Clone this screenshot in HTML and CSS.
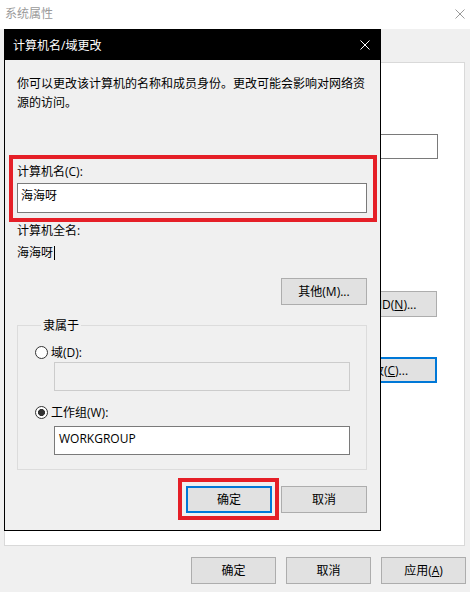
FILE: index.html
```html
<!DOCTYPE html>
<html lang="zh-CN">
<head>
<meta charset="utf-8">
<title>系统属性</title>
<link rel="stylesheet" href="styles.css">
</head>
<body>
<div class="sys">
  <div class="sys-title">
    <span>系统属性</span>
    <svg class="x-icon" width="10" height="10" viewBox="0 0 10 10"><path d="M0.5 0.5L9.5 9.5M9.5 0.5L0.5 9.5" stroke="#9a9a9a" stroke-width="1" fill="none"/></svg>
  </div>
  <div class="sys-tabs"></div>
  <div class="sys-panel">
    <div class="bg-field"></div>
    <button class="btn bg-btn-net">网络 ID(<u>N</u>)...</button>
    <button class="btn btn-default bg-btn-change">更改(<u>C</u>)...</button>
  </div>
  <div class="sys-actions">
    <button class="btn act-btn">确定</button>
    <button class="btn act-btn">取消</button>
    <button class="btn act-btn">应用(<u>A</u>)</button>
  </div>
</div>

<div class="dlg">
  <div class="dlg-title">
    <span>计算机名/域更改</span>
    <svg class="x-icon" width="10" height="10" viewBox="0 0 10 10"><path d="M0.5 0.5L9.5 9.5M9.5 0.5L0.5 9.5" stroke="#ffffff" stroke-width="1" fill="none"/></svg>
  </div>
  <div class="dlg-body">
    <p class="desc">你可以更改该计算机的名称和成员身份。更改可能会影响对网络资源的访问。</p>
    <div class="lbl lbl-name">计算机名(C):</div>
    <div class="field field-name">海海呀</div>
    <div class="lbl lbl-full">计算机全名:</div>
    <div class="full-value">海海呀<span class="caret"></span></div>
    <div class="row-right row-other">
      <button class="btn dlg-btn">其他(M)...</button>
    </div>
    <fieldset class="group">
      <legend>隶属于</legend>
      <div class="radio-row radio-row-1"><span class="radio"></span><span>域(D):</span></div>
      <div class="field field-indent field-disabled"></div>
      <div class="radio-row radio-row-2"><span class="radio radio-on"></span><span>工作组(W):</span></div>
      <div class="field field-indent field-wg">WORKGROUP</div>
    </fieldset>
    <div class="row-right row-actions">
      <button class="btn btn-default dlg-btn">确定</button>
      <button class="btn dlg-btn">取消</button>
    </div>
  </div>
</div>

<div class="mark mark-name"></div>
<div class="mark mark-ok"></div>
</body>
</html>
```

FILE: styles.css
```css
* { box-sizing: border-box; }

html, body {
  margin: 0;
  padding: 0;
}

body {
  width: 470px;
  height: 592px;
  overflow: hidden;
  position: relative;
  background: #f0f0f0;
  font-family: "Open Sans", "Noto Sans CJK SC", sans-serif;
  font-size: 12px;
  line-height: 19px;
  color: #000;
}

/* background window */
.sys {
  display: flex;
  flex-direction: column;
  height: 592px;
}

.sys-title {
  height: 29px;
  background: #fff;
  display: flex;
  align-items: center;
  justify-content: space-between;
  padding: 0 5px 2px 5px;
  color: #9a9a9a;
}

.sys-tabs {
  height: 33px;
}

.sys-panel {
  height: 484px;
  margin: 0 5px 0 4px;
  background: #fff;
  border: 1px solid #d9d9d9;
  display: flex;
  flex-direction: column;
  align-items: flex-end;
  padding-right: 26px;
}

.bg-field {
  margin-top: 71px;
  width: 260px;
  height: 25px;
  border: 1px solid #7a7a7a;
  background: #fff;
}

.btn {
  font: inherit;
  color: #000;
  background: #e1e1e1;
  border: 1px solid #adadad;
  padding: 0;
  margin: 0;
  line-height: 19px;
  text-align: center;
  white-space: nowrap;
}

.btn u { text-decoration: underline; }

.btn-default {
  border: 2px solid #0078d7;
}

.bg-btn-net {
  margin-top: 132px;
  width: 106px;
  height: 26px;
  margin-right: 1px;
}

.bg-btn-change {
  margin-top: 40px;
  width: 106px;
  height: 26px;
  margin-right: 1px;
}

.sys-actions {
  margin-top: 11px;
  display: flex;
  justify-content: flex-end;
  gap: 10px;
  padding-right: 4px;
}

.act-btn {
  width: 85px;
  height: 27px;
}

/* dialog */
.dlg {
  position: absolute;
  left: 4px;
  top: 29px;
  width: 377px;
  height: 502px;
  border: 1px solid #000;
  background: #f0f0f0;
  display: flex;
  flex-direction: column;
}

.dlg-title {
  height: 30px;
  flex: none;
  background: #000;
  color: #fff;
  display: flex;
  align-items: center;
  justify-content: space-between;
  padding: 0 10px 0 8px;
}

.dlg-body {
  padding: 14px 13px 0 12px;
}

.desc {
  margin: 0;
}

.lbl-name { margin-top: 50px; }

.field {
  height: 30px;
  border: 1px solid #7a7a7a;
  background: #fff;
  padding: 2px 3px;
  white-space: nowrap;
}

.field-name { margin-top: 2px; }

.lbl-full { margin-top: 8px; }

.full-value {
  margin-top: 3px;
  display: flex;
  align-items: center;
}

.caret {
  display: inline-block;
  width: 1px;
  height: 14px;
  background: #000;
  margin-left: 1px;
}

.row-right {
  display: flex;
  justify-content: flex-end;
  gap: 9px;
}

.row-other { margin-top: 16px; }

.dlg-btn {
  width: 86px;
  height: 27px;
}

.group {
  margin: 11px 0 0 0;
  padding: 0 16px 14px 17px;
  border: 1px solid #dcdcdc;
  min-width: 0;
}

.group legend {
  padding: 0 2px;
  margin-left: 6px;
  line-height: 19px;
}

.radio-row {
  display: flex;
  align-items: center;
  gap: 3px;
  height: 19px;
}

.radio-row-1 { margin-top: 8px; }
.radio-row-2 { margin-top: 12px; }

.radio {
  width: 13px;
  height: 13px;
  border: 1px solid #333;
  border-radius: 50%;
  background: #fff;
  flex: none;
}

.radio-on {
  background: radial-gradient(circle, #333 0 3.2px, #fff 3.8px);
}

.field-indent {
  margin-left: 19px;
  height: 29px;
}

.field-disabled {
  border-color: #cccccc;
  background: #f0f0f0;
}

.field-wg {
  margin-top: 4px;
  padding-left: 4px;
}

.row-actions { margin-top: 16px; }

/* red annotation boxes */
.mark {
  position: absolute;
  border: 4px solid #e51f27;
}

.mark-name {
  left: 9px;
  top: 155px;
  width: 368px;
  height: 67px;
}

.mark-ok {
  left: 178px;
  top: 478px;
  width: 101px;
  height: 42px;
}
```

______________________________

Work to be completed:
Give back every line exactly as it stands, pictures excluded.

Response to the task:
Clone this screenshot in HTML and CSS.
FILE: index.html
```html
<!DOCTYPE html>
<html lang="zh-CN">
<head>
<meta charset="utf-8">
<title>系统属性</title>
<link rel="stylesheet" href="styles.css">
</head>
<body>
<div class="sys">
  <div class="sys-title">
    <span>系统属性</span>
    <svg class="x-icon" width="10" height="10" viewBox="0 0 10 10"><path d="M0.5 0.5L9.5 9.5M9.5 0.5L0.5 9.5" stroke="#9a9a9a" stroke-width="1" fill="none"/></svg>
  </div>
  <div class="sys-tabs"></div>
  <div class="sys-panel">
    <div class="bg-field"></div>
    <button class="btn bg-btn-net">网络 ID(<u>N</u>)...</button>
    <button class="btn btn-default bg-btn-change">更改(<u>C</u>)...</button>
  </div>
  <div class="sys-actions">
    <button class="btn act-btn">确定</button>
    <button class="btn act-btn">取消</button>
    <button class="btn act-btn">应用(<u>A</u>)</button>
  </div>
</div>

<div class="dlg">
  <div class="dlg-title">
    <span>计算机名/域更改</span>
    <svg class="x-icon" width="10" height="10" viewBox="0 0 10 10"><path d="M0.5 0.5L9.5 9.5M9.5 0.5L0.5 9.5" stroke="#ffffff" stroke-width="1" fill="none"/></svg>
  </div>
  <div class="dlg-body">
    <p class="desc">你可以更改该计算机的名称和成员身份。更改可能会影响对网络资源的访问。</p>
    <div class="lbl lbl-name">计算机名(C):</div>
    <div class="field field-name">海海呀</div>
    <div class="lbl lbl-full">计算机全名:</div>
    <div class="full-value">海海呀<span class="caret"></span></div>
    <div class="row-right row-other">
      <button class="btn dlg-btn">其他(M)...</button>
    </div>
    <fieldset class="group">
      <legend>隶属于</legend>
      <div class="radio-row radio-row-1"><span class="radio"></span><span>域(D):</span></div>
      <div class="field field-indent field-disabled"></div>
      <div class="radio-row radio-row-2"><span class="radio radio-on"></span><span>工作组(W):</span></div>
      <div class="field field-indent field-wg">WORKGROUP</div>
    </fieldset>
    <div class="row-right row-actions">
      <button class="btn btn-default dlg-btn">确定</button>
      <button class="btn dlg-btn">取消</button>
    </div>
  </div>
</div>

<div class="mark mark-name"></div>
<div class="mark mark-ok"></div>
</body>
</html>
```

FILE: styles.css
```css
* { box-sizing: border-box; }

html, body {
  margin: 0;
  padding: 0;
}

body {
  width: 470px;
  height: 592px;
  overflow: hidden;
  position: relative;
  background: #f0f0f0;
  font-family: "Open Sans", "Noto Sans CJK SC", sans-serif;
  font-size: 12px;
  line-height: 19px;
  color: #000;
}

/* background window */
.sys {
  display: flex;
  flex-direction: column;
  height: 592px;
}

.sys-title {
  height: 29px;
  background: #fff;
  display: flex;
  align-items: center;
  justify-content: space-between;
  padding: 0 5px 2px 5px;
  color: #9a9a9a;
}

.sys-tabs {
  height: 33px;
}

.sys-panel {
  height: 484px;
  margin: 0 5px 0 4px;
  background: #fff;
  border: 1px solid #d9d9d9;
  display: flex;
  flex-direction: column;
  align-items: flex-end;
  padding-right: 26px;
}

.bg-field {
  margin-top: 71px;
  width: 260px;
  height: 25px;
  border: 1px solid #7a7a7a;
  background: #fff;
}

.btn {
  font: inherit;
  color: #000;
  background: #e1e1e1;
  border: 1px solid #adadad;
  padding: 0;
  margin: 0;
  line-height: 19px;
  text-align: center;
  white-space: nowrap;
}

.btn u { text-decoration: underline; }

.btn-default {
  border: 2px solid #0078d7;
}

.bg-btn-net {
  margin-top: 132px;
  width: 106px;
  height: 26px;
  margin-right: 1px;
}

.bg-btn-change {
  margin-top: 40px;
  width: 106px;
  height: 26px;
  margin-right: 1px;
}

.sys-actions {
  margin-top: 11px;
  display: flex;
  justify-content: flex-end;
  gap: 10px;
  padding-right: 4px;
}

.act-btn {
  width: 85px;
  height: 27px;
}

/* dialog */
.dlg {
  position: absolute;
  left: 4px;
  top: 29px;
  width: 377px;
  height: 502px;
  border: 1px solid #000;
  background: #f0f0f0;
  display: flex;
  flex-direction: column;
}

.dlg-title {
  height: 30px;
  flex: none;
  background: #000;
  color: #fff;
  display: flex;
  align-items: center;
  justify-content: space-between;
  padding: 0 10px 0 8px;
}

.dlg-body {
  padding: 14px 13px 0 12px;
}

.desc {
  margin: 0;
}

.lbl-name { margin-top: 50px; }

.field {
  height: 30px;
  border: 1px solid #7a7a7a;
  background: #fff;
  padding: 2px 3px;
  white-space: nowrap;
}

.field-name { margin-top: 2px; }

.lbl-full { margin-top: 8px; }

.full-value {
  margin-top: 3px;
  display: flex;
  align-items: center;
}

.caret {
  display: inline-block;
  width: 1px;
  height: 14px;
  background: #000;
  margin-left: 1px;
}

.row-right {
  display: flex;
  justify-content: flex-end;
  gap: 9px;
}

.row-other { margin-top: 16px; }

.dlg-btn {
  width: 86px;
  height: 27px;
}

.group {
  margin: 11px 0 0 0;
  padding: 0 16px 14px 17px;
  border: 1px solid #dcdcdc;
  min-width: 0;
}

.group legend {
  padding: 0 2px;
  margin-left: 6px;
  line-height: 19px;
}

.radio-row {
  display: flex;
  align-items: center;
  gap: 3px;
  height: 19px;
}

.radio-row-1 { margin-top: 8px; }
.radio-row-2 { margin-top: 12px; }

.radio {
  width: 13px;
  height: 13px;
  border: 1px solid #333;
  border-radius: 50%;
  background: #fff;
  flex: none;
}

.radio-on {
  background: radial-gradient(circle, #333 0 3.2px, #fff 3.8px);
}

.field-indent {
  margin-left: 19px;
  height: 29px;
}

.field-disabled {
  border-color: #cccccc;
  background: #f0f0f0;
}

.field-wg {
  margin-top: 4px;
  padding-left: 4px;
}

.row-actions { margin-top: 16px; }

/* red annotation boxes */
.mark {
  position: absolute;
  border: 4px solid #e51f27;
}

.mark-name {
  left: 9px;
  top: 155px;
  width: 368px;
  height: 67px;
}

.mark-ok {
  left: 178px;
  top: 478px;
  width: 101px;
  height: 42px;
}
```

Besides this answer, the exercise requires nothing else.